It has been a bitter struggle but, at last, it is really and truly over. Finally. Or so we must hope - there have been false dawns before, let us not forget.
On Monday, The Times raised its cover price by 5p to 60p, bringing it into line with The Guardian and The Daily Telegraph (The Independent sells at the cheeky premium of 65p) for the first time since 1993.
A lot has happened in the 12 years (almost to the day) since The Times began the price war it hoped would bring its broadsheet rivals to their knees. For a start, broadsheets have become endangered species - with the exception of The Daily Telegraph, they have reinvented themselves in smaller formats.
But we have witnessed even more fundamental changes. In 1993, for instance, there was no internet news to speak of and free newspapers were the flimsy local rags that arrived now and then through your letterbox.

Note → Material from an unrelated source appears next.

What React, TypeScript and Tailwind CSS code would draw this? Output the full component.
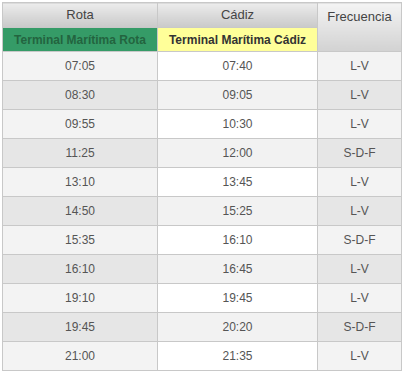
import React from 'react';

const rows: [string, string, string][] = [
  ['07:05', '07:40', 'L-V'],
  ['08:30', '09:05', 'L-V'],
  ['09:55', '10:30', 'L-V'],
  ['11:25', '12:00', 'S-D-F'],
  ['13:10', '13:45', 'L-V'],
  ['14:50', '15:25', 'L-V'],
  ['15:35', '16:10', 'S-D-F'],
  ['16:10', '16:45', 'L-V'],
  ['19:10', '19:45', 'L-V'],
  ['19:45', '20:20', 'S-D-F'],
  ['21:00', '21:35', 'L-V'],
];

export default function App() {
  return (
    <div className="w-[404px] h-[373px] bg-white p-[2px] font-['Liberation_Sans',Arial,sans-serif] text-[12px]">
      <table className="w-[399px] border-collapse border border-[#c8c8c8] table-fixed">
        <colgroup>
          <col className="w-[155px]" />
          <col className="w-[160px]" />
          <col className="w-[84px]" />
        </colgroup>
        <thead>
          <tr className="h-[25px]">
            <th className="border border-[#c8c8c8] bg-gradient-to-b from-[#ececec] to-[#c9c9c9] font-normal text-[#444] text-[13px] text-center">
              Rota
            </th>
            <th className="border border-[#c8c8c8] bg-gradient-to-b from-[#ececec] to-[#c9c9c9] font-normal text-[#444] text-[13px] text-center">
              Cádiz
            </th>
            <th
              rowSpan={2}
              className="border border-[#c8c8c8] bg-gradient-to-b from-[#f4f4f4] to-[#d2d2d2] font-normal text-[#444] text-[13px] text-center align-top pt-[4px]"
            >
              Frecuencia
            </th>
          </tr>
          <tr className="h-[24px]">
            <th className="border border-[#c8c8c8] bg-[#359b67] text-[#23643f] font-bold text-center">
              Terminal Marítima Rota
            </th>
            <th className="border border-[#c8c8c8] bg-[#ffff99] text-[#333] font-bold text-center">
              Terminal Marítima Cádiz
            </th>
          </tr>
        </thead>
        <tbody>
          {rows.map(([a, b, c], i) => {
            const even = i % 2 === 1;
            return (
              <tr key={i} className="h-[29px] text-[#555] text-center">
                <td className={`border border-[#c8c8c8] ${even ? 'bg-[#e6e6e6]' : 'bg-[#f3f3f3]'}`}>{a}</td>
                <td className={`border border-[#c8c8c8] ${even ? 'bg-[#f2f2f2]' : 'bg-white'}`}>{b}</td>
                <td className={`border border-[#c8c8c8] ${even ? 'bg-[#e6e6e6]' : 'bg-[#f3f3f3]'}`}>{c}</td>
              </tr>
            );
          })}
        </tbody>
      </table>
    </div>
  );
}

In that relatively simple world, Rupert Murdoch had a brutally simple vision of the newspaper market. There would, he proclaimed, be only one long-term survivor in the quality market - and for The Times to be that survivor, it would have to see off the market leader, then as now, The Daily Telegraph.

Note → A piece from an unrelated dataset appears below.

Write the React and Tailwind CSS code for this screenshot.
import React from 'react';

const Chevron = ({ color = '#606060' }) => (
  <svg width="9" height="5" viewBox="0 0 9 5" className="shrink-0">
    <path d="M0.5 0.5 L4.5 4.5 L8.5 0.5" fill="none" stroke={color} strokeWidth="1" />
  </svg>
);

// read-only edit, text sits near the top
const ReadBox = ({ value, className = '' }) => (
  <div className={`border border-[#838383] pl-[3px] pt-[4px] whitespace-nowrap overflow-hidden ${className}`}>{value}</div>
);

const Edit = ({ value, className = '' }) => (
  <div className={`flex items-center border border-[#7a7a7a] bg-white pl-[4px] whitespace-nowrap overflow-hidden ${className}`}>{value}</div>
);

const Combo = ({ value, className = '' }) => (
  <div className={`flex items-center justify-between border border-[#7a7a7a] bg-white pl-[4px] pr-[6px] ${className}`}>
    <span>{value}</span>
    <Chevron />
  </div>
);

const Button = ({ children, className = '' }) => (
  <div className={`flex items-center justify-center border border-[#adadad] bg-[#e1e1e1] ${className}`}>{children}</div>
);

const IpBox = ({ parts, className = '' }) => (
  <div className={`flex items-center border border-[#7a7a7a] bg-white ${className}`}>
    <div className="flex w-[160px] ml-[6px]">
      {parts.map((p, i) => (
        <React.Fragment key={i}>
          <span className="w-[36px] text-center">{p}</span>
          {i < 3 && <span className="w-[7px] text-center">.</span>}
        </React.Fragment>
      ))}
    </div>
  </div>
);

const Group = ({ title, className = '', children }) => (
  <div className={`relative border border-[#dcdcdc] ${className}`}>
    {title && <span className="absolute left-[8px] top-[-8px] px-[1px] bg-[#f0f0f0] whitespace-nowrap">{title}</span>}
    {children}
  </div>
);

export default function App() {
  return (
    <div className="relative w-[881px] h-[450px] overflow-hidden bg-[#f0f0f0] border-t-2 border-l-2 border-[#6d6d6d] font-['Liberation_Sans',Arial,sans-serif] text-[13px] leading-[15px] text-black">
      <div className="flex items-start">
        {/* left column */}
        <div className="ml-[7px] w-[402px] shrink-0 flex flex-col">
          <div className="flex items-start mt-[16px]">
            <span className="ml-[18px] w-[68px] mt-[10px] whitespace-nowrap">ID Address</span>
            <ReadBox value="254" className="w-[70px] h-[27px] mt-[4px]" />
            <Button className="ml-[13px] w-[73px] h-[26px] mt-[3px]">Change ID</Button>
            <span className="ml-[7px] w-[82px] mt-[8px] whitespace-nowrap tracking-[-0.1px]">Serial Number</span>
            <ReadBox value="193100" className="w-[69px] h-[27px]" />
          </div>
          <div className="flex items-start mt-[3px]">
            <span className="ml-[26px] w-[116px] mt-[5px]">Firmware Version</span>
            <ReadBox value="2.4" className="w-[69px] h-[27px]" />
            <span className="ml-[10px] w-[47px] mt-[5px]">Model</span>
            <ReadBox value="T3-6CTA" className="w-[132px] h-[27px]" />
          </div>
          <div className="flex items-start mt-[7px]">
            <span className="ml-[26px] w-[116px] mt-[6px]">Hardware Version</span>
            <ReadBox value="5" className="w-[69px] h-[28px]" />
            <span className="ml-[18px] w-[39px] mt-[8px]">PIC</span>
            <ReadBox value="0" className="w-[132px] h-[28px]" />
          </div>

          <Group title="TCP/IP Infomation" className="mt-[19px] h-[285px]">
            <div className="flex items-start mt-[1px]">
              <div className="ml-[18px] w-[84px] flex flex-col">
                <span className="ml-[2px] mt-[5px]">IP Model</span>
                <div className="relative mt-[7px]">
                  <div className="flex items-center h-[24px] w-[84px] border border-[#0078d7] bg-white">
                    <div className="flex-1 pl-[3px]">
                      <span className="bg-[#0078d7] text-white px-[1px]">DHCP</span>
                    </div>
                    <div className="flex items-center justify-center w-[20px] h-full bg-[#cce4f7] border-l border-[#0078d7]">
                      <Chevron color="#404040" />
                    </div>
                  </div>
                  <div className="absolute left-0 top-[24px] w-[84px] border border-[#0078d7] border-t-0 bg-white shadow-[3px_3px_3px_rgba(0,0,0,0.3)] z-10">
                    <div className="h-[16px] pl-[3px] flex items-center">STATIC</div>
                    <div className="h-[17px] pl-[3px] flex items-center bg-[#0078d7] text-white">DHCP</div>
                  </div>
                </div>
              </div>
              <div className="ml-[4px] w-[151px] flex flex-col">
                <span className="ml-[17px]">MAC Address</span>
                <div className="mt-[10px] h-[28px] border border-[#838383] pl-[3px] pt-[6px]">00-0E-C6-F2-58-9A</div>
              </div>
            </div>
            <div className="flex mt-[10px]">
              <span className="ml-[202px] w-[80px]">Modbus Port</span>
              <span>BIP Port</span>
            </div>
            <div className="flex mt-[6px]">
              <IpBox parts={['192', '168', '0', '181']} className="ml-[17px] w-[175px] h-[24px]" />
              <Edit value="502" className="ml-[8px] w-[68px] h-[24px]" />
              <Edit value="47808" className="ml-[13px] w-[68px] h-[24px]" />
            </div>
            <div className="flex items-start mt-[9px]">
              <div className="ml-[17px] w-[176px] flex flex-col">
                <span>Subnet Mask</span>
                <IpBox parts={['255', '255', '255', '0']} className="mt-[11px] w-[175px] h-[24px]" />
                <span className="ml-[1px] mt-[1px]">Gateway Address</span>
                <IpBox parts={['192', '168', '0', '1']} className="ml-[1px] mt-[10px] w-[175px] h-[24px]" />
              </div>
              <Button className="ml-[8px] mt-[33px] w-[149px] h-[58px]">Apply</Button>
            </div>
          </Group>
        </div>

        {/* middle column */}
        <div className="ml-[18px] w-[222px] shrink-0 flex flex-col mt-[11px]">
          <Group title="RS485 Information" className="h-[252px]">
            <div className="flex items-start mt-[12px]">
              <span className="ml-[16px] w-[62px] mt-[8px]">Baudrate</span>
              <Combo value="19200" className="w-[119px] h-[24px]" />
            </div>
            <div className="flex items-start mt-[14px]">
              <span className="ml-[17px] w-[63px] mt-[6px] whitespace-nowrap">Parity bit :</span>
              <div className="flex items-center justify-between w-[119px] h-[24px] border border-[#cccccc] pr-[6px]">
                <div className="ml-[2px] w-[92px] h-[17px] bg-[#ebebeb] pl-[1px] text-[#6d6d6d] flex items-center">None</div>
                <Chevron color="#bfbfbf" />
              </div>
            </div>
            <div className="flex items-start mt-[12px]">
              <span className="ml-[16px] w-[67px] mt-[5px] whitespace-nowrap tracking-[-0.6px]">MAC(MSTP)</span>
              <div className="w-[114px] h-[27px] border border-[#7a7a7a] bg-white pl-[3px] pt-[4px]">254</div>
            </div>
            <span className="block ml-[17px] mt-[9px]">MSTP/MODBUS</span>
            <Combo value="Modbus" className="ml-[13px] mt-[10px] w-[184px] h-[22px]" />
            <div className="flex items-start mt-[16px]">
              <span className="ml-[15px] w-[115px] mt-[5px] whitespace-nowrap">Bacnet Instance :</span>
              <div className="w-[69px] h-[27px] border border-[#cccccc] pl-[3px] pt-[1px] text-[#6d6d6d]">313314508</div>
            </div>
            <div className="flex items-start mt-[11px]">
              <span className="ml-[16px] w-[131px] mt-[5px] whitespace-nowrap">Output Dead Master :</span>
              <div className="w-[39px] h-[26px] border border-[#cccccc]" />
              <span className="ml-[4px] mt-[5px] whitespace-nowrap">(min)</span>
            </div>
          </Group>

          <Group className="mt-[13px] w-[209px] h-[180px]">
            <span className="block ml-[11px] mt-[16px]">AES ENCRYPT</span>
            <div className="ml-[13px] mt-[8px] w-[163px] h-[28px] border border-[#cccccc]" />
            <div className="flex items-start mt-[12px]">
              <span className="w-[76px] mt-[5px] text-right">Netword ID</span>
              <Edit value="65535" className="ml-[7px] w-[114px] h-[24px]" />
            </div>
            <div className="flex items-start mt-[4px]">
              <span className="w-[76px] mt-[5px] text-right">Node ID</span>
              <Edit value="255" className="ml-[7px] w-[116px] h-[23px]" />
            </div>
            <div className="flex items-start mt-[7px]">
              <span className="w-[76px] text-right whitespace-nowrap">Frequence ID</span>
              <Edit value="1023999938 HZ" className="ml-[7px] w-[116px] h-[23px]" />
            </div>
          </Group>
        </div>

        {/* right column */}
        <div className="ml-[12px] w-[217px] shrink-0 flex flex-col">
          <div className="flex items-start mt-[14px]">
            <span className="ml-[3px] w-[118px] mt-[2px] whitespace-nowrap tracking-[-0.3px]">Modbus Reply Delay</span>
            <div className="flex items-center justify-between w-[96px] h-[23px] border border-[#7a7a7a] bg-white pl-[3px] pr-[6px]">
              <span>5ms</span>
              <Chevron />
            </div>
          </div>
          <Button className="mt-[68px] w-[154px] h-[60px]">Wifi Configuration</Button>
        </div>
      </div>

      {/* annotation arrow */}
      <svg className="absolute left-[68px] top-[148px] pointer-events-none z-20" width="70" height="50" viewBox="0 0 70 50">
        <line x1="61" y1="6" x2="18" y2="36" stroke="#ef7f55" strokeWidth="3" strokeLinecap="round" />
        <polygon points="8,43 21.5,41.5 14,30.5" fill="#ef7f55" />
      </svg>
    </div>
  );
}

1. The war began on 30 August 1993, with a cover-price cut on The Times from 45p to 30p, and the results were almost immediate as its circulation rose from slightly more than 350,000 to around 430,000 in the first couple of weeks.
2. The Telegraph held its nerve for almost a year but it too became drawn into the fight in July 1994, when it cut its price from 48p to 30p.
3. Then things really got silly - and by the summer of 1996, both The Times and The Telegraph were available for 10p on a Monday, while the Saturday edition of The Times was selling for a surreal (given all those supplements) 20p.
4. The circulation of The Times hit a high-water mark of 850,000 in October 1996 and although The Telegraph's sale dropped further and further below the psychologically important one million mark, it retained its market leadership, not just because it was prepared to fight toe-to-toe on cover-price cuts, but also because of its attractive subscription offers.
5. The Guardian's ultra-loyal readership was not really affected by this, so the paper that suffered the greatest collateral damage was The Independent. In 1993, it was almost neck-and-neck with The Times, but the price war saw its sale fall to less than 150,000 in December 2002.
6. This war triggered a series of investigations by the Office of Fair Trading into allegations that The Times' strategy amounted to predatory pricing. The OFT rejected this in a ruling delayed until May 1999 - no rival had actually been put out of business - but warned that News International must seek its approval for further cuts.
7. The OFT's ruling effectively signalled the beginning of the end of the price war and many believed the market was moving back to parity pricing in September 2003, when The Times raised its price to 50p (it had been at 40p since June 2001) on weekdays and 90p on Saturdays.
8. In the year to June 2004, Times Newspapers lost £40.1 million. In the year to June 2003, it lost £28.6 million. Headline circulations in the July Audit Bureau of Circulations figures show The Times on 698,043, with The Telegraph on 912,319.
9. Telegraph sources claim that the paper was a resounding winner in the war - The Times spent its massive war chest but achieved none of its strategic goals and The Telegraph has retained market leadership. Meanwhile, they argue The Times has diminished its brand values.
10. Times sources reply by pointing to the fact that in the November 2004 ABCs, The Times finally overtook The Telegraph in terms of fully paid-for sales: The Times on 504,568, The Telegraph on 500,214.
11. The Times' price hike comes as it prepares to relaunch T2 as Times2, with an increased pagination and a new focus on its female readers. It will feature themed sections on different days - for instance, Style, Health and Sound - and is running a major ad campaign to back the launch.
WHAT IT MEANS FOR ...
- This is a confirmation of a change in direction (or emphasis) at The Times. Price wars have been expensive and the outcome has arguably been, at best, inconclusive - especially in terms of the original, rather simplistic, goals.
- New conditions prevail and, in general, newspapers face the future with even less confidence than they did in 1993. Times Newspapers has perhaps learned to be less monolithic in its thinking.
- For instance, recent editorial changes indicate a desire to make The Times attractive to Daily Mail readers rather than current purchasers of The Daily Telegraph.
- These are interesting times for quality newspapers, not least because The Times' price rise more or less coincides with The Guardian's relaunch in the Berliner format.
- Increased cover-price revenues across the whole market will allow for more realistic levels of investment in product development.
- Advertisers want the best of both worlds - a high-circulating newspaper that has a market positioning as a premium product and is priced accordingly. They had begun to be worried about the status of a discounted Times in an era of free commuter newspapers such as Metro.
- Most will be pleased The Times is recommitting itself to producing a newspaper people genuinely want to engage with, rather than a bargain buy.